"I took a fond look of the blue sky above me, feeling it might be my last on Earth"—the remarkable diary of a Confederate soldier in 1861, with a riveting firsthand account of the First Battle of Bull Run
Exceptional Civil War diary of Fetter Schrier Hoblitzell, a private in the First Maryland Regiment of Infantry of the Confederate Army, who later served as the speaker of the Maryland House of Delegates and as a congressman in Maryland's 3rd congressional district. The diary, 8 x 10.25, consists of approximately 52 pages of bold, neatly penned entries spanning the six harsh months between June 8, 1861 and December 9, 1861, beginning with Hoblitzell’s exciting steamer journey from Baltimore to Richmond, and concluding with his attending the execution of two volunteers of the “Tiger rifles,” an event he deemed as “one of the saddest incidents of the war.” He writes: “Poor fellows, how I pitied them in my inmost heart and would have saved them, but the majesty of Justice over-awed such feelings. And with a prayer to God for mercy on their souls, I saw them fall without a struggle, a sacrifice for their crimes.”
The most terrific passage within Hoblitzell’s diary describes vividly his experience at the First Battle of Bull Run on July 21st, with Hoblitzell, as he is wont to do, juxtaposing the gruesome horror of the warring action with excellent, highly descriptive, if not routinely poetical prose that recalls the spirit of Stephen Crane.

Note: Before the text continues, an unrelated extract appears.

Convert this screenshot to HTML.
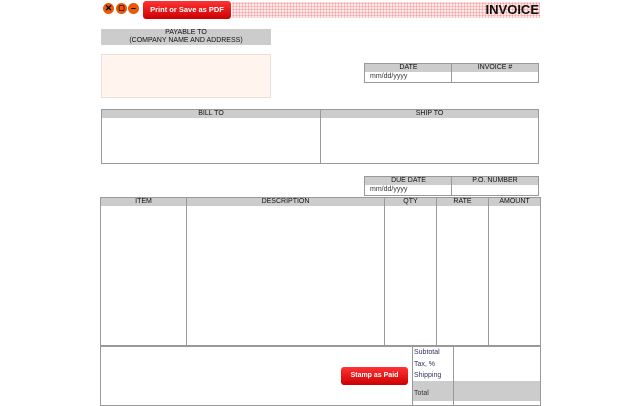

The entry, covering a full five pages, in part: “Sunday reveille beat at 3 o’clock and by daylight we were being carried by a steam horse at a fine rate bound for Manassas, a distance of forty miles. On arriving near the junction our attention was attracted to heavy firing on the left of the rail-road…We began our march to a battle field real…and for long miles continued our course onward, now through dense woods, now across fields, scooping up water to quench the unnatural thirst excited with our hands from the muddy little pools as we ran through them, red as they were with the blood of brave, wounded soldiers…Within a half-mile of the scene of action the roads were scattered with the wounded and dying who urged us on to deeds of glory. I am sorry to record the humiliating fact that many of our men were found flying from the field, who begged us not to go in the fight, the day was lost, and we would be cut to pieces…
Within a few hundred yards of the hottest of the fight a volley of minnie balls sung past our ears…we pushed on to the edge of a piece of nearer the scene of blood…The experience of a lifetime seemed crowded in that moment. And I took a fond look of the blue sky above me, feeling it might be my last on Earth. At this fearful time we were commanded to fire…The column of our enemy stunned by the blow reeled and staggered like a drunken man. When the command ‘charge’ bayonets rang in our ears—Up! Up the hill we moved at double quick, but ere we could cross steel the cowardly invaders broke and fled in the wildest confusion. As we reached the crest of the hill another volley was poured into the service ranks of the flying foe. And the day was won. The victory ours.
Our brave Maryland boys who had thus made a gallant charge, without bayonets, followed in pursuit for three miles over a mass of mangled flesh, where the ground lay pooled with blood…All along that bloody battlefield sights too painful for humanity to witness without a tear greeted my eyes. Here lay an arm, a leg, a headless trunk! And there wounded and dead soldiers piled three and four deep; some with holes in their breasts, faces torn nearly off, and oh! the pitiful cries and groans that ascended from the bleeding mass would have softened the heart of a stone. I noticed a deep gully in the side of the hill where Sherman’s battery had been captured that was literally choked for thirty feet with the bodies of the dead, wounded, and dying of our foe.
More than once did I leave the ranks to give a drink of cold water to out beaten enemies and they blessed me. One poor fellow, with both legs off hardly tasted of the water when he expired with a groan. In his haversack was found a letter directed to his wife in Maine, in which he wrote her he certainly would be home to eat his Thanksgiving dinner….with such fond expectations swelling his heart he had fallen in a bad cause as ingloriously sustained. And now a widowed heart must mourn for him whose loss was the desolation of a once happy home.”
The balance of the diary offers mostly quotidian comings and goings of a Confederate soldier as he reminisces of home, endures both weather and hunger, and trudges ahead in search of Union forces. However, a glaring difference between Hoblitzell’s diary and that of others from the Civil War lies in its writing, with over 50 pages of bold, crisp penmanship that cries out with eager, poetical, and consistently eloquent content; content that swiftly and graphically transports the reader to the camps, the roads, and the frontlines of Virginia 1861.
The front cover of the diary is marked in another hand, “War Diary, Commencing 8th June 1861, Experiences of a Maryland Rebel,” and the inside front cover bears the affixed opening page of Hoblitzell’s diary, which features two ownership signatures. In very good to fine condition, with heavy wear to the covers and separation to the spine; the interior pages are loose, but generally fine.